Des femmes en bikini, burkini, ou coiffées d'un bonnet de bain sont donc venues brandir des pancartes «Ne cachez pas l'islamophobie sous le voile du féminisme», ou «Laissez-les porter ce qu'elles veulent», sous le regard amusé ou perplexe des policiers armés qui surveillent l'entrée de l'ambassade. «Cette loi [des arrêtés municipaux dans certaines villes du littoral français, ndlr] isole des femmes en raison de leur religion dans un contexte déjà difficile pour elles», déplore Jenna, une femme pasteur dont le vêtement traditionnel détonne avec le maillot de bain de sa voisine.
Si l'événement organisé à la dernière minute et réservé aux femmes a mobilisé presque autant de manifestantes que de journalistes, les organisatrices espèrent «secouer les autorités françaises pour qu'elles annulent l'interdiction». D'autres manifestations susceptibles d'attirer plus de monde sont prévues à Londres et à Leeds vendredi, à Édinbourg samedi, et les policiers de l'ambassade auront également le droit à un flash mob le 3 septembre.
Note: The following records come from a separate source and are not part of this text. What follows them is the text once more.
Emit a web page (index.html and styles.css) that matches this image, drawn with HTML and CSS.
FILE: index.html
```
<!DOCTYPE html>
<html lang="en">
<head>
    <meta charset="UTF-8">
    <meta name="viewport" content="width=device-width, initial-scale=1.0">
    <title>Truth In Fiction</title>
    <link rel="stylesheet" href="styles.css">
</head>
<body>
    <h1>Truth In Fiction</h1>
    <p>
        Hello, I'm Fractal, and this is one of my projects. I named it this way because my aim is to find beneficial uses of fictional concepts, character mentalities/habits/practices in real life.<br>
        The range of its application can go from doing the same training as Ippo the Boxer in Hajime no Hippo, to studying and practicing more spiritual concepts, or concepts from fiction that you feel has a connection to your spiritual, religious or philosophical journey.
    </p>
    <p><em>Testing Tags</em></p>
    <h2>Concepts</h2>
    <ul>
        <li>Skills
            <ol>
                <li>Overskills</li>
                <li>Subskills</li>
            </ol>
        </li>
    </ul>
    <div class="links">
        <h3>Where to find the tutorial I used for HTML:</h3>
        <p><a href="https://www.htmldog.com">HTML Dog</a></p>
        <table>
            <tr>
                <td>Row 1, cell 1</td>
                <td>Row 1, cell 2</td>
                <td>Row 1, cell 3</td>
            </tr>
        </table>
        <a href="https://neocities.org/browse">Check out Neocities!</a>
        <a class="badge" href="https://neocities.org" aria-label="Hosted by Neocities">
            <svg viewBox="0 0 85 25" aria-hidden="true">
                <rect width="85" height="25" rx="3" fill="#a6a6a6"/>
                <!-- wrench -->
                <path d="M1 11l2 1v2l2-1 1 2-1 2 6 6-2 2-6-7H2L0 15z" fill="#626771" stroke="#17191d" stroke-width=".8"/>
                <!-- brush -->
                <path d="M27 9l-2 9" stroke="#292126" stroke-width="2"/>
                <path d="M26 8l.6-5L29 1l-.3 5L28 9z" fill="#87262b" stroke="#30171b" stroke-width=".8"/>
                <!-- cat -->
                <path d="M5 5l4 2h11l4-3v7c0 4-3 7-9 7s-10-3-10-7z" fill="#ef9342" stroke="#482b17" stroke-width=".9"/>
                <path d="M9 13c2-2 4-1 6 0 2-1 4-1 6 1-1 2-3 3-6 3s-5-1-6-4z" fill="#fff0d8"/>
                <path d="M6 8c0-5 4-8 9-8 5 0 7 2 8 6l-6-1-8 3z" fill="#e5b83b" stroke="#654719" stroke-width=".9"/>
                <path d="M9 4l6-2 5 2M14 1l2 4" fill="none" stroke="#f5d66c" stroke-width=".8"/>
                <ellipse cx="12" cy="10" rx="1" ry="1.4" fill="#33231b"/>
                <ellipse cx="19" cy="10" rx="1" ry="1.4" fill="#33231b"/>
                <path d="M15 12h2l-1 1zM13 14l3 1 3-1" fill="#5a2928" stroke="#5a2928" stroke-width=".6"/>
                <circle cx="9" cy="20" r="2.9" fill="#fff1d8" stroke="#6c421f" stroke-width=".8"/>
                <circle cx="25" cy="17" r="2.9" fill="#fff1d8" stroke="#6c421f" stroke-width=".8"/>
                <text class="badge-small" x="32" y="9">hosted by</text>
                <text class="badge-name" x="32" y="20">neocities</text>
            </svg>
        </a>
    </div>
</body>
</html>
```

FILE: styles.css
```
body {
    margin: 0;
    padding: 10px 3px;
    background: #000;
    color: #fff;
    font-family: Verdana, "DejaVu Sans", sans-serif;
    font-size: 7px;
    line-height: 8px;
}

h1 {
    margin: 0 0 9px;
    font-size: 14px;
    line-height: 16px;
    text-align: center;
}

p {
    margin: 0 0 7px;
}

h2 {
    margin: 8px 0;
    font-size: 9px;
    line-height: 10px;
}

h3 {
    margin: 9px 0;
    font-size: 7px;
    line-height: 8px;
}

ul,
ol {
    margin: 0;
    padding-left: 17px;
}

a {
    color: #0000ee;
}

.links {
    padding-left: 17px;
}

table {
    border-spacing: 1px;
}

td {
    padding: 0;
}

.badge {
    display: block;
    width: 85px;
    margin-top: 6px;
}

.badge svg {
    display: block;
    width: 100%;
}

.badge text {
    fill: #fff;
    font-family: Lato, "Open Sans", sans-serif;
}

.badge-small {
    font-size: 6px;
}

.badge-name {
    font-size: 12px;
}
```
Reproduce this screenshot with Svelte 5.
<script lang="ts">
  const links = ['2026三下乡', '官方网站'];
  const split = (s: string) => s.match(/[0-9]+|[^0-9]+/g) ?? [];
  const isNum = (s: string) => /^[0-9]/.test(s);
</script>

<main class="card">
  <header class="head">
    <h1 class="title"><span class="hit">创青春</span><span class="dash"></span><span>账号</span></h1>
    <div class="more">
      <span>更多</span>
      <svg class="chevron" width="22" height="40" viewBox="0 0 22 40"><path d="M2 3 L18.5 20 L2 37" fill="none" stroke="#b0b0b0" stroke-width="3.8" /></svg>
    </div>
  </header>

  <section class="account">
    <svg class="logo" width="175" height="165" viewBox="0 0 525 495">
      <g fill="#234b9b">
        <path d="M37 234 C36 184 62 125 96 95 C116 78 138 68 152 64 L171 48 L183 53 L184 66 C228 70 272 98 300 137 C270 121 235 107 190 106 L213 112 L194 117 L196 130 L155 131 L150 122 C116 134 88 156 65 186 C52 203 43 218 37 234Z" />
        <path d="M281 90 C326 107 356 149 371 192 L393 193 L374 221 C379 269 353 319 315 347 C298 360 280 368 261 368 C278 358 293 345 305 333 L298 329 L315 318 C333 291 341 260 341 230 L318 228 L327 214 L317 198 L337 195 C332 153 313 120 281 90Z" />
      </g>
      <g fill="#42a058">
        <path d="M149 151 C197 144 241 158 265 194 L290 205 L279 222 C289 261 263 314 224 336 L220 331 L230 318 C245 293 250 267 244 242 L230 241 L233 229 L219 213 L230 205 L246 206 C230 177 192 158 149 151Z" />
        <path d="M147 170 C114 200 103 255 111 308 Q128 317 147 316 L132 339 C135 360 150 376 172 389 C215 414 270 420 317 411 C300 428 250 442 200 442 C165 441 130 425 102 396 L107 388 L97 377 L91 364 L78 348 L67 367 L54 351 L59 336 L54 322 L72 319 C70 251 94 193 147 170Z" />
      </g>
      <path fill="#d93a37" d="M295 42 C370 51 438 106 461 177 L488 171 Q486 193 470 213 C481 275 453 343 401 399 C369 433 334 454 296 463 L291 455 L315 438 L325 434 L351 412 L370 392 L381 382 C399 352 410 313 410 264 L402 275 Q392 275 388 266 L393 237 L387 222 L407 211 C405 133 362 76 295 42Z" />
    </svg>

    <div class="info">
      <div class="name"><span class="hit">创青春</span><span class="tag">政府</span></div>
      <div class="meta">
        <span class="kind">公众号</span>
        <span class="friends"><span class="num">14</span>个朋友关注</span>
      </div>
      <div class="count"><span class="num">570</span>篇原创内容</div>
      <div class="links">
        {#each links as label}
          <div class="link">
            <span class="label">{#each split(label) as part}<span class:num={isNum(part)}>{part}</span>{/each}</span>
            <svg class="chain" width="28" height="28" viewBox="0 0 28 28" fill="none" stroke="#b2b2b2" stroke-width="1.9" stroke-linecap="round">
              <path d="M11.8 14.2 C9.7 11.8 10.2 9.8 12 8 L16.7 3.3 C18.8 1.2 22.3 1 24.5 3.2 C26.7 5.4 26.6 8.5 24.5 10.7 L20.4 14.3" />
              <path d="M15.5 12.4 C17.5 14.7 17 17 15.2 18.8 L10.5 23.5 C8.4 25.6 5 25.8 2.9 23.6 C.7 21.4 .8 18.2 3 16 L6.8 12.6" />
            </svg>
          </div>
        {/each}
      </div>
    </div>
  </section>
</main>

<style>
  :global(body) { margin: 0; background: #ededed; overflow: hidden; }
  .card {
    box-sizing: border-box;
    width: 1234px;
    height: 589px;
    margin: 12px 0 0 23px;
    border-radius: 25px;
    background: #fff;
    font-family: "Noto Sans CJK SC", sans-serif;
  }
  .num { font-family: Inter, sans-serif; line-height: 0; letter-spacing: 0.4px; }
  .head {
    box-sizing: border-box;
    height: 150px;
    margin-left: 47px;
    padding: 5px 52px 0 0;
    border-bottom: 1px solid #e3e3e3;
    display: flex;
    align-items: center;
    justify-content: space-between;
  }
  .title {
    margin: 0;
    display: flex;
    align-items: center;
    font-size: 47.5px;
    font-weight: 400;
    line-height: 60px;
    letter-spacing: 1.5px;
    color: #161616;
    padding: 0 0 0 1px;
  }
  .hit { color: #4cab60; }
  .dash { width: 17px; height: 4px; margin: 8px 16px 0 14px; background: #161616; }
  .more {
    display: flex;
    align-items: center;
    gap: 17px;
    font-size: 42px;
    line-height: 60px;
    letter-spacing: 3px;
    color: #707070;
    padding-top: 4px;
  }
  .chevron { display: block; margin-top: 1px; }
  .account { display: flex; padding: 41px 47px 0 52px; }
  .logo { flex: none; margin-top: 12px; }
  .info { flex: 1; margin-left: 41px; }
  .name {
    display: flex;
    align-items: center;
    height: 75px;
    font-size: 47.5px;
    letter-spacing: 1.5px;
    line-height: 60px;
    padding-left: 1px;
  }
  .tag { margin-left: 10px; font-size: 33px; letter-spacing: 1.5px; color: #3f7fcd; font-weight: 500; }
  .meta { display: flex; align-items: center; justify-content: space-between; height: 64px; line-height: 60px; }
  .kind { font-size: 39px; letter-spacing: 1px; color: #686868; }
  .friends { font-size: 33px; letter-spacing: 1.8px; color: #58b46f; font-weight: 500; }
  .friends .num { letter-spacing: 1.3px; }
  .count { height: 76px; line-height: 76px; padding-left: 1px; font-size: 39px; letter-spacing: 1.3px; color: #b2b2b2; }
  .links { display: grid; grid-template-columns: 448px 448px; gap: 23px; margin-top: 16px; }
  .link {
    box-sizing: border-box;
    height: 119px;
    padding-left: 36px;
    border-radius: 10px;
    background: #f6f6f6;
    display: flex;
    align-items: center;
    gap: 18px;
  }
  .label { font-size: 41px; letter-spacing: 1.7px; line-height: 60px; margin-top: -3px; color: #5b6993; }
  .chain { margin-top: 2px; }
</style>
Port du hijab autorisé dans la police écossaise
Alors que l'interdiction du burkini en France interloque le public et les médias britanniques, les policières écossaises viennent d'obtenir le droit de porter le hijab quand elles sont en service. Jusque-là, le voile n'était pas interdit mais elles devaient demander l'autorisation à leurs supérieurs. Sur le modèle de la Met, la police du Grand Londres, qui a autorisé cette option vestimentaire il y a plus de 10 ans, le commissaire en chef de Police Scotland espère ainsi encourager les musulmanes à intégrer les forces de l'ordre pour plus de diversité. «Comme beaucoup d'employeurs, surtout dans le secteur public, nous faisons en sorte que notre service soit représentatif des communautés que nous servons», a-t-il expliqué dans un communiqué. Le hijab n'est pas le seul signe religieux ostentatoire autorisé au sein de la police britannique. Les Sikh ont également le droit de porter le turban, sauf si le casque est obligatoire pour des raisons de sécurité.
Ce hasard de l'actualité fait sourire Esmat. «Cette mesure montre le décalage entre les deux pays. Je pense que le Royaume-Uni est unique, respecte les différentes cultures, religions, origines ethniques», affirme-t-elle. Un peu plus loin, Hannah, une autre manifestante, fait la moue : «J'aimerais dire que notre pays est plus tolérant mais je pense que ce n'est qu'une façade. L'islamophobie est aussi un gros problème ici.» Notamment depuis la victoire du Brexit, qui a vu augmenter les actes racistes, islamophobes et xénophobes. Le National Police Chiefs Council a enregistré 3 326 crimes de haine la dernière quinzaine de juillet, soit une augmentation de 40% par rapport à 2015.